Monday, August 27, 2012

Understanding Palestinian language


Understanding Palestinian language



An honest American broker would no longer ignore blatant Palestinian myopia. Just this week, Palestinian President Mahmoud Abbas declared Jerusalem a Muslim and Christian city, insisting that there will be no peace until the Jewish occupiers depart. The Jews, he said, wish to “destroy the Al Aqsa mosque and build the alleged Jewish temple.”

He’s correct of course, although I would not use the word ‘myopia’, which implies a defect of vision, a handicap. The Palestinians talk like this deliberately, because they use language to create reality.

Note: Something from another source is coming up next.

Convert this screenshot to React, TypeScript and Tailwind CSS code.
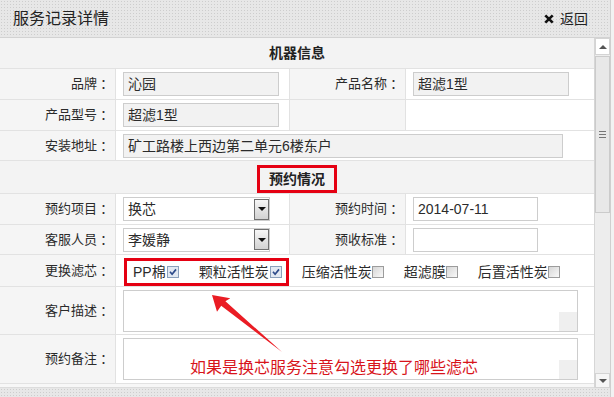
import React from "react";

const dotted =
  "bg-[#e7e7e7] bg-[radial-gradient(#cdcdcd_0.7px,transparent_0.9px)] bg-[length:3px_3px]";

function Label({ text }: { text?: string }) {
  return (
    <div className="flex items-center justify-end bg-[#f5f5f5] pr-[5px] text-[13px] leading-[18px] text-[#2b2b2b] border-b border-r border-[#e2e2e2]">
      {text ? (
        <>
          <span>{text}</span>
          <span className="inline-block w-[13px] text-center font-['Noto_Sans_CJK_TC',sans-serif]">：</span>
        </>
      ) : null}
    </div>
  );
}

function Value({
  children,
  cls,
}: {
  children?: React.ReactNode;
  cls: string;
}) {
  return (
    <div className={`flex items-center pl-[7px] bg-white border-b border-[#e2e2e2] ${cls}`}>
      {children}
    </div>
  );
}

function Input({
  value,
  w,
  ro,
}: {
  value?: string;
  w: string;
  ro?: boolean;
}) {
  return (
    <div
      className={`${w} h-[24px] flex items-center border border-[#cdcdcd] pl-[4px] text-[14px] leading-[20px] text-[#2b2b2b] ${
        ro ? "bg-[#f2f2f2]" : "bg-white"
      }`}
    >
      {value}
    </div>
  );
}

function Select({ value }: { value: string }) {
  return (
    <div className="w-[147px] h-[24px] flex items-center border border-[#cdcdcd] bg-white">
      <span className="flex-1 pl-[4px] text-[14px] leading-[20px] text-[#2b2b2b]">{value}</span>
      <span className="w-[15px] h-[21px] flex items-center justify-center border border-[#707070] bg-linear-to-b from-[#f7f7f7] to-[#d2d2d2]">
        <span className="w-0 h-0 border-l-[4px] border-r-[4px] border-t-[4px] border-l-transparent border-r-transparent border-t-[#111]" />
      </span>
    </div>
  );
}

function Cb({ checked }: { checked?: boolean }) {
  return checked ? (
    <span className="ml-[1px] inline-flex w-[12px] h-[12px] items-center justify-center border border-[#8aa0bb] bg-[#e2e9f2]">
      <svg width="8" height="8" viewBox="0 0 8 8">
        <path d="M1 3.8 L3.1 6.2 L7 1.4" stroke="#2d4b8a" strokeWidth="1.7" fill="none" />
      </svg>
    </span>
  ) : (
    <span className="ml-0 inline-block w-[12px] h-[12px] border border-[#9c9c9c] bg-linear-to-br from-[#d6d6d6] to-[#f9f9f9]" />
  );
}

function Item({ text, checked }: { text: string; checked?: boolean }) {
  return (
    <span className="flex items-center text-[14px] leading-[20px] text-[#2b2b2b]">
      {text}
      <Cb checked={checked} />
    </span>
  );
}

function TextArea() {
  return (
    <div className="relative w-[455px] h-[42px] border border-[#cdcdcd] bg-white">
      <div className="absolute right-0 bottom-0 w-[18px] h-[19px] bg-[#efefef]" />
    </div>
  );
}

function Scrollbar() {
  return (
    <div className="w-[15px] flex flex-col bg-[#ededed]">
      <div className="h-[17px] flex items-center justify-center bg-white border border-[#d4d4d4]">
        <span className="w-0 h-0 border-l-[4px] border-r-[4px] border-b-[4px] border-l-transparent border-r-transparent border-b-[#555]" />
      </div>
      <div className="h-[157px] mt-[1px] flex flex-col items-center justify-center gap-[2px] bg-[#e8e8e8] border border-[#cbcbcb]">
        <span className="w-[7px] h-[1px] bg-[#777]" />
        <span className="w-[7px] h-[1px] bg-[#777]" />
        <span className="w-[7px] h-[1px] bg-[#777]" />
      </div>
      <div className="flex-1" />
      <div className="h-[15px] flex items-center justify-center bg-[#f6f6f6] border border-[#d4d4d4]">
        <span className="w-0 h-0 border-l-[4px] border-r-[4px] border-t-[4px] border-l-transparent border-r-transparent border-t-[#555]" />
      </div>
    </div>
  );
}

export default function App() {
  return (
    <div className="relative flex w-[614px] h-[397px] overflow-hidden bg-[#efefef] font-['Liberation_Sans','Noto_Sans_CJK_SC',sans-serif] text-[#2b2b2b]">
      <div className="flex flex-col w-[610px]">
        <header
          className={`h-[38px] flex items-center justify-between border-b border-[#d2d2d2] pl-[13px] pr-[22px] ${dotted}`}
        >
          <h1 className="text-[16px] leading-[20px] font-normal text-[#222]">服务记录详情</h1>
          <div className="flex items-center gap-[6px] text-[14px] leading-[18px] text-[#222]">
            <svg width="10" height="10" viewBox="0 0 10 10">
              <path d="M1.3 1.3L8.7 8.7M8.7 1.3L1.3 8.7" stroke="#111" strokeWidth="2.6" />
            </svg>
            <span>返回</span>
          </div>
        </header>

        <div className="flex h-[350px]">
          <div className="w-[595px] flex flex-col border-r border-[#d6d6d6]">
            <div className="grid grid-cols-[116px_174px_116px_188px] grid-rows-[31px_31px_31px_30px_33px_31px_30px_32px_48px_49px]">
              <div className="col-span-4 flex items-center justify-center bg-[#f3f3f3] border-b border-[#e2e2e2] text-[14px] font-bold leading-[20px] text-[#222]">
                机器信息
              </div>

              <Label text="品牌" />
              <Value cls="border-r">
                <Input w="w-[156px]" value="沁园" ro />
              </Value>
              <Label text="产品名称" />
              <Value cls="">
                <Input w="w-[156px]" value="超滤1型" ro />
              </Value>

              <Label text="产品型号" />
              <Value cls="border-r">
                <Input w="w-[156px]" value="超滤1型" ro />
              </Value>
              <Label />
              <Value cls="" />

              <Label text="安装地址" />
              <Value cls="col-span-3">
                <Input w="w-[440px]" value="矿工路楼上西边第二单元6楼东户" ro />
              </Value>

              <div className="col-span-4 flex items-start justify-center pt-[4px] bg-[#f3f3f3] border-b border-[#e2e2e2]">
                <div className="h-[28px] flex items-center border-[3px] border-[#e50012] px-[9px] text-[14px] font-bold leading-[20px] text-[#222]">
                  预约情况
                </div>
              </div>

              <Label text="预约项目" />
              <Value cls="border-r">
                <Select value="换芯" />
              </Value>
              <Label text="预约时间" />
              <Value cls="">
                <Input w="w-[125px]" value="2014-07-11" />
              </Value>

              <Label text="客服人员" />
              <Value cls="border-r">
                <Select value="李媛静" />
              </Value>
              <Label text="预收标准" />
              <Value cls="">
                <Input w="w-[125px]" />
              </Value>

              <Label text="更换滤芯" />
              <div className="col-span-3 flex items-start pt-[3px] pl-[8px] bg-white border-b border-[#e2e2e2]">
                <div className="h-[28px] flex items-center gap-[20px] border-[3px] border-[#e50012] pl-[6px] pr-[4px]">
                  <Item text="PP棉" checked />
                  <Item text="颗粒活性炭" checked />
                </div>
                <div className="h-[28px] flex items-center gap-[20px] ml-[13px]">
                  <Item text="压缩活性炭" />
                  <Item text="超滤膜" />
                  <Item text="后置活性炭" />
                </div>
              </div>

              <Label text="客户描述" />
              <Value cls="col-span-3">
                <TextArea />
              </Value>

              <Label text="预约备注" />
              <Value cls="col-span-3">
                <TextArea />
              </Value>
            </div>
            <div className="h-[4px] bg-[#f7f7f7] border-b border-[#dcdcdc]" />
          </div>
          <Scrollbar />
        </div>

        <div className={`flex-1 ${dotted}`} />
      </div>
      <div className="w-[4px] border-l border-[#cfcfcf] bg-[#f2f2f2]" />

      <svg
        className="absolute left-0 top-0 pointer-events-none"
        width="614"
        height="397"
        viewBox="0 0 614 397"
      >
        <polygon
          points="212,295 217,311.8 221.2,305.8 282,352 225.4,301.2 230.3,298.2"
          fill="#ea1c24"
        />
      </svg>
      <div className="absolute left-[190px] top-[356px] text-[16px] leading-[20px] text-[#d8141b] font-['Noto_Sans_CJK_SC',sans-serif]">
        如果是换芯服务注意勾选更换了哪些滤芯
      </div>
    </div>
  );
}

Their concept of truth is not what the philosophy teachers call a ‘correspondence’ theory. Rather, it is an ideological one. It doesn’t matter if in fact there was a Jewish Temple, because the concept of an objective historical fact is meaningless to them. If a proposition supports Islamic or Palestinian national objectives, then it is only right that people should believe it, that contrary archaeological evidence should be destroyed destroyed, that friendly academics should write books and articles repeating it.

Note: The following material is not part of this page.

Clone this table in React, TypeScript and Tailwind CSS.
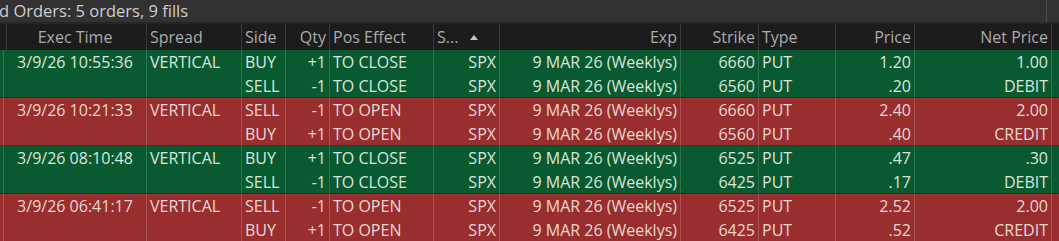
import React from 'react';

type Leg = { side: string; qty: string; pos: string; sym: string; exp: string; strike: string; type: string; price: string };
type Order = { time: string; spread: string; legs: Leg[]; net: [string, string]; tone: 'green' | 'red' };

const orders: Order[] = [
  {
    time: '3/9/26 10:55:36',
    spread: 'VERTICAL',
    tone: 'green',
    net: ['1.00', 'DEBIT'],
    legs: [
      { side: 'BUY', qty: '+1', pos: 'TO CLOSE', sym: 'SPX', exp: '9 MAR 26 (Weeklys)', strike: '6660', type: 'PUT', price: '1.20' },
      { side: 'SELL', qty: '-1', pos: 'TO CLOSE', sym: 'SPX', exp: '9 MAR 26 (Weeklys)', strike: '6560', type: 'PUT', price: '.20' },
    ],
  },
  {
    time: '3/9/26 10:21:33',
    spread: 'VERTICAL',
    tone: 'red',
    net: ['2.00', 'CREDIT'],
    legs: [
      { side: 'SELL', qty: '-1', pos: 'TO OPEN', sym: 'SPX', exp: '9 MAR 26 (Weeklys)', strike: '6660', type: 'PUT', price: '2.40' },
      { side: 'BUY', qty: '+1', pos: 'TO OPEN', sym: 'SPX', exp: '9 MAR 26 (Weeklys)', strike: '6560', type: 'PUT', price: '.40' },
    ],
  },
  {
    time: '3/9/26 08:10:48',
    spread: 'VERTICAL',
    tone: 'green',
    net: ['.30', 'DEBIT'],
    legs: [
      { side: 'BUY', qty: '+1', pos: 'TO CLOSE', sym: 'SPX', exp: '9 MAR 26 (Weeklys)', strike: '6525', type: 'PUT', price: '.47' },
      { side: 'SELL', qty: '-1', pos: 'TO CLOSE', sym: 'SPX', exp: '9 MAR 26 (Weeklys)', strike: '6425', type: 'PUT', price: '.17' },
    ],
  },
  {
    time: '3/9/26 06:41:17',
    spread: 'VERTICAL',
    tone: 'red',
    net: ['2.00', 'CREDIT'],
    legs: [
      { side: 'SELL', qty: '-1', pos: 'TO OPEN', sym: 'SPX', exp: '9 MAR 26 (Weeklys)', strike: '6525', type: 'PUT', price: '2.52' },
      { side: 'BUY', qty: '+1', pos: 'TO OPEN', sym: 'SPX', exp: '9 MAR 26 (Weeklys)', strike: '6425', type: 'PUT', price: '.52' },
    ],
  },
];

const cols = 'grid grid-cols-[4px_143px_95px_44px_44px_104px_66px_181px_78px_77px_79px_137px_1fr]';

const Head = ({ children, align = 'left' }: { children?: React.ReactNode; align?: 'left' | 'right' | 'center' }) => (
  <div
    className={`flex h-full items-center border-r border-[#3a3a3a] px-[3px] whitespace-nowrap ${
      align === 'right' ? 'justify-end' : align === 'center' ? 'justify-center' : 'justify-start'
    }`}
  >
    {children}
  </div>
);

const Cell = ({ lines, align = 'left', line }: { lines: string[]; align?: 'left' | 'right' | 'center'; line: string }) => (
  <div className={`flex flex-col border-r ${line}`}>
    {lines.map((t, i) => (
      <div
        key={i}
        className={`flex items-center px-[3px] whitespace-nowrap ${i === 0 ? 'h-6' : 'h-[23px]'} ${
          align === 'right' ? 'justify-end' : align === 'center' ? 'justify-center' : 'justify-start'
        }`}
      >
        {t}
      </div>
    ))}
  </div>
);

export default function App() {
  return (
    <div className="h-[241px] w-[1059px] overflow-hidden bg-[#1d1d1d] font-['Open_Sans',sans-serif] text-[16px] leading-none">
      <div className="flex h-[24px] items-center overflow-hidden border-b-2 border-[#262626] bg-[#323232] text-[#cfcfcf]">
        <div className="-ml-[1px] flex-1 whitespace-nowrap text-[16.5px]">d Orders: 5 orders, 9 fills</div>
        <div className="h-full w-[13px] border-l border-[#4a4a4a]" />
      </div>

      <div className={`${cols} h-[26px] bg-[#1c1c1c] text-[#ababab]`}>
        <Head />
        <Head align="center">Exec Time</Head>
        <Head>Spread</Head>
        <Head>Side</Head>
        <Head align="right">Qty</Head>
        <Head>Pos Effect</Head>
        <Head>
          <span>S...</span>
          <svg width="8" height="5" viewBox="0 0 8 5" className="ml-[12px]">
            <path d="M0 5 L4 0 L8 5 Z" fill="#c8c8c8" />
          </svg>
        </Head>
        <Head align="right">Exp</Head>
        <Head align="right">Strike</Head>
        <Head>Type</Head>
        <Head align="right">Price</Head>
        <Head align="right">Net Price</Head>
        <div />
      </div>

      {orders.map((o, i) => {
        const bg = o.tone === 'green' ? 'bg-[#0a5a31] text-[#d9e6dc]' : 'bg-[#992e2e] text-[#ecd6d3]';
        const line = o.tone === 'green' ? 'border-[#2b7650]' : 'border-[#ad5252]';
        const sep = o.tone === 'green' ? 'border-[#0a3f24]' : 'border-[#6e2020]';
        return (
          <div key={i} className={`${cols} border-b ${sep} ${bg}`}>
            <Cell line={line} lines={['', '']} />
            <Cell line={line} align="center" lines={[o.time, '']} />
            <Cell line={line} lines={[o.spread, '']} />
            <Cell line={line} lines={o.legs.map((l) => l.side)} />
            <Cell line={line} align="right" lines={o.legs.map((l) => l.qty)} />
            <Cell line={line} lines={o.legs.map((l) => l.pos)} />
            <Cell line={line} align="right" lines={o.legs.map((l) => l.sym)} />
            <Cell line={line} align="right" lines={o.legs.map((l) => l.exp)} />
            <Cell line={line} align="right" lines={o.legs.map((l) => l.strike)} />
            <Cell line={line} lines={o.legs.map((l) => l.type)} />
            <Cell line={line} align="right" lines={o.legs.map((l) => l.price)} />
            <Cell line={line} align="right" lines={o.net} />
            <div />
          </div>
        );
      })}
    </div>
  );
}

When Palestinians say ‘there was no Jewish Temple in Jerusalem’ it is not a proposition that can be true or false in the usual sense, it is an action — a verbal act of jihad, as it were. It is a seizure of the historical narrative.
They are not even lying. Is it a lie to tell your enemy to go to hell?

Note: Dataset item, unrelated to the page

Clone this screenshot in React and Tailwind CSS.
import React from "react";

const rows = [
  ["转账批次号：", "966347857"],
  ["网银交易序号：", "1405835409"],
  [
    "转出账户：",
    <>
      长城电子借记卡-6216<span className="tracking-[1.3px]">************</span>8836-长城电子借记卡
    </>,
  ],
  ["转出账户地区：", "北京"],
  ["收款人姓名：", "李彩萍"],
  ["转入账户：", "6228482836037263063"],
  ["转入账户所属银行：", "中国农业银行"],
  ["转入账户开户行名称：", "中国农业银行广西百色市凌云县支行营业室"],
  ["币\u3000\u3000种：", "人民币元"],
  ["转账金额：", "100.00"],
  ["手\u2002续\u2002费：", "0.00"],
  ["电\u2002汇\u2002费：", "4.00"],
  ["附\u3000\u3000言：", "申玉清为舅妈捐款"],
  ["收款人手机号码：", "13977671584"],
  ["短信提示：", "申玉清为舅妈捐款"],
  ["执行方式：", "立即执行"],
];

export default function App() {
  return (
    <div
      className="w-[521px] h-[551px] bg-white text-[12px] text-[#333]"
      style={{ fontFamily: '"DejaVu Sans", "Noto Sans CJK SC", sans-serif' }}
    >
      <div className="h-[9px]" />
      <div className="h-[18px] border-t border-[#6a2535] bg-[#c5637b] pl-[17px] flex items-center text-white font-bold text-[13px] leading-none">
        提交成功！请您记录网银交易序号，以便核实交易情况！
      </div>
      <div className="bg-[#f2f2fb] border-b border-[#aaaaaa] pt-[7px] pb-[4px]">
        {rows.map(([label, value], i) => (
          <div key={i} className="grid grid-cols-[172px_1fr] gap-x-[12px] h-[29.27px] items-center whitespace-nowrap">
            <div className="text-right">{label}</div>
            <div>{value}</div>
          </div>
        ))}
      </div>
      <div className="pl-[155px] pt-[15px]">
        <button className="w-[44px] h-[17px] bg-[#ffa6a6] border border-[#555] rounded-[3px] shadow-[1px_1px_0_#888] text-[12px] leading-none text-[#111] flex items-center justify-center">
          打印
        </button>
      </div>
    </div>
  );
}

This is something that most Westerners don’t understand. It isn’t that Arabs are stupid, uneducated or ‘myopic’. They are simply using language in a wholly different way than what we think of as discourse about history.

But there’s more. Gordis continues,
In Palestinian discourse, even the Temple is “alleged.” Compare that stance to Prime Minister Benjamin Netanyahu’s politically risky acknowledgement of Palestinian rights to a sovereign national homeland.

Let’s indeed compare them.

If the Palestinian position is an act of verbal jihad, Netanyahu’s is an act of verbal submission. To Western ears the Palestinians are simply ignorant, while Netanyahu’s position comes across as  reasonable, willing to compromise, to honor everyone’s rights, etc. A laudable statement made from a position of strength. But an Arab hears weakness and lack of resolve.

Palestinians are often reported to be ‘frustrated’. Maybe some of the frustration comes from the mixed message they receive from Israel. Israelis speak submissively, but then they don’t submit!

We are not going to adopt their theory of truth, but we need to understand the “performative” subtexts of both sides’ statements, respond clearly to theirs and make ours unambiguous.

In the case of Jerusalem and the Temple Mount, for example, Israel should both make policy statements and take concrete actions to strengthen Jewish sovereignty there.

The so-called ‘peace process’, in which Israel makes successively more submissive statements in response to Palestinian aggression — verbal and physical — needs to end.

Here, Israel can follow the example of former US Secretary of State James Baker: give the Palestinians Netanyahu’s phone number, with instructions to call when they are prepared to accept the legitimacy of a Jewish state.